What kinds of signals does Pain-Signal Targeting use?

The events are called Trigger Signals, and they are always public and verifiable: a new hire, a funding round, an expansion or acquisition, a leadership change such as a new Chief Data Officer or Chief Compliance Officer, a hiring spike, a tech-stack shift, layoffs or a restructuring, a regulatory filing or enforcement action, and the strongest of all, a management team naming the very problem you solve as a priority on an earnings call or in a financial report. AvairAI tunes the set to your specific product, so two companies selling different things see completely different signals.

Does every target account have a live signal?

No, and we are careful not to pretend otherwise. Only a subset of best-fit accounts are showing a live event at any moment. In one recent campaign, 15 of the 45 target accounts carried a live signal. AvairAI flags those so your reps hit them first, then fills out the rest of the list with strong best-fit accounts, so you always get a complete campaign instead of an empty list in a quiet week.

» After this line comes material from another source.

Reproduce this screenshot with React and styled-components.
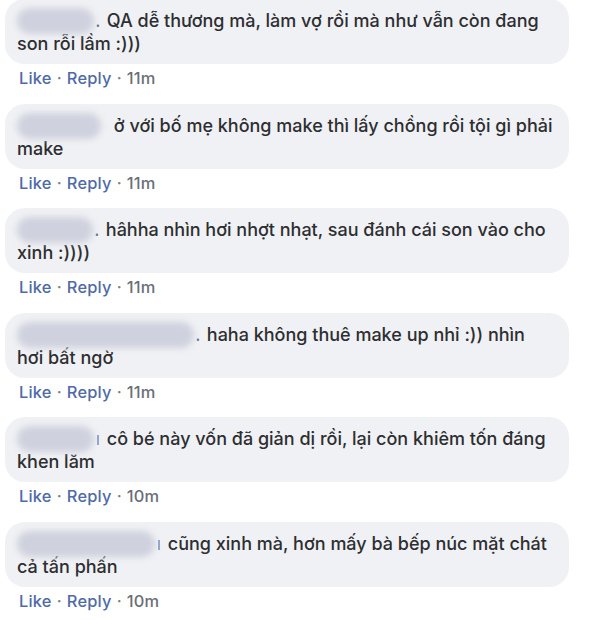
import React from "react";
import styled, { createGlobalStyle } from "styled-components";

const GlobalStyle = createGlobalStyle`
  html, body {
    margin: 0;
    padding: 0;
    background: #ffffff;
  }
  body {
    font-family: Inter, "Liberation Sans", Arial, sans-serif;
    -webkit-font-smoothing: antialiased;
  }
`;

const comments = [
  {
    name: 77, dot: ".",
    lines: ["QA dễ thương mà, làm vợ rồi mà như vẫn còn đang", "son rỗi lầm :)))"],
    time: "11m",
  },
  {
    name: 84, dot: "",
    lines: ["ở với bố mẹ không make thì lấy chồng rồi tội gì phải", "make"],
    time: "11m",
  },
  {
    name: 76, dot: ".",
    lines: ["hâhha nhìn hơi nhợt nhạt, sau đánh cái son vào cho", "xinh :))))"],
    time: "11m",
  },
  {
    name: 177, dot: ".",
    lines: ["haha không thuê make up nhỉ :)) nhìn", "hơi bất ngờ"],
    time: "11m",
  },
  {
    name: 77, dot: "ı",
    lines: ["cô bé này vốn đã giản dị rồi, lại còn khiêm tốn đáng", "khen lăm"],
    time: "10m",
  },
  {
    name: 138, dot: "ı",
    lines: ["cũng xinh mà, hơn mấy bà bếp núc mặt chát", "cả tấn phấn"],
    time: "10m",
  },
];

const List = styled.div`
  display: flex;
  flex-direction: column;
  gap: 15.6px;
  padding-left: 5px;
  margin-top: -1px;
  width: 564px;
`;

const Comment = styled.div`
  display: flex;
  flex-direction: column;
`;

const Bubble = styled.div`
  background: #f0f1f4;
  border-radius: 20px;
  height: 65px;
  box-sizing: border-box;
  padding: 10px 12px 9px 12px;
  color: #2d2e31;
  font-size: 18px;
  font-weight: 500;
  line-height: 23px;
`;

const Line = styled.div`
  white-space: nowrap;
`;

const Name = styled.span`
  display: inline-block;
  width: ${(p) => p.$w}px;
  height: 26px;
  margin: -8px 0;
  vertical-align: 1px;
  border-radius: 13px;
  background: #cfd2de;
  filter: blur(3px);
`;

const Dot = styled.span`
  display: inline-block;
  width: 8px;
  color: ${(p) => (p.$blue ? "#7c93c4" : "#55627f")};
  text-align: center;
  opacity: 0.8;
`;

const Actions = styled.div`
  margin-top: 4px;
  height: 20px;
  line-height: 20px;
  padding-left: 14px;
  font-size: 16.4px;
  font-weight: 500;
  letter-spacing: 0.2px;
  color: #6a6e76;
  white-space: nowrap;
`;

const Link = styled.span`
  color: #4f6aa6;
`;

const Sep = styled.span`
  margin: 0 5px;
  color: #7a7f88;
`;

export default function App() {
  return (
    <>
      <GlobalStyle />
      <List>
        {comments.map((c, i) => (
          <Comment key={i}>
            <Bubble>
              <Line>
                <Name $w={c.name} />
                <Dot $blue={c.dot === "ı"}>{c.dot}</Dot>
                {" " + c.lines[0]}
              </Line>
              <Line>{c.lines[1]}</Line>
            </Bubble>
            <Actions>
              <Link>Like</Link>
              <Sep>·</Sep>
              <Link>Reply</Link>
              <Sep>·</Sep>
              {c.time}
            </Actions>
          </Comment>
        ))}
      </List>
    </>
  );
}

How is this different from a contact database like ZoomInfo or Apollo?

A contact database is a search box on top of a giant list: you pick filters, export rows, and verify them yourself. That tells you who fits a profile, never who needs you this week. Pain-Signal Targeting adds the dimension a filter cannot: timing. It finds the companies showing public evidence of the pain you solve right now, and then AvairAI builds and runs the outreach for you. A few hundred of the right contacts on a live signal beats twenty thousand pulled from a static filter.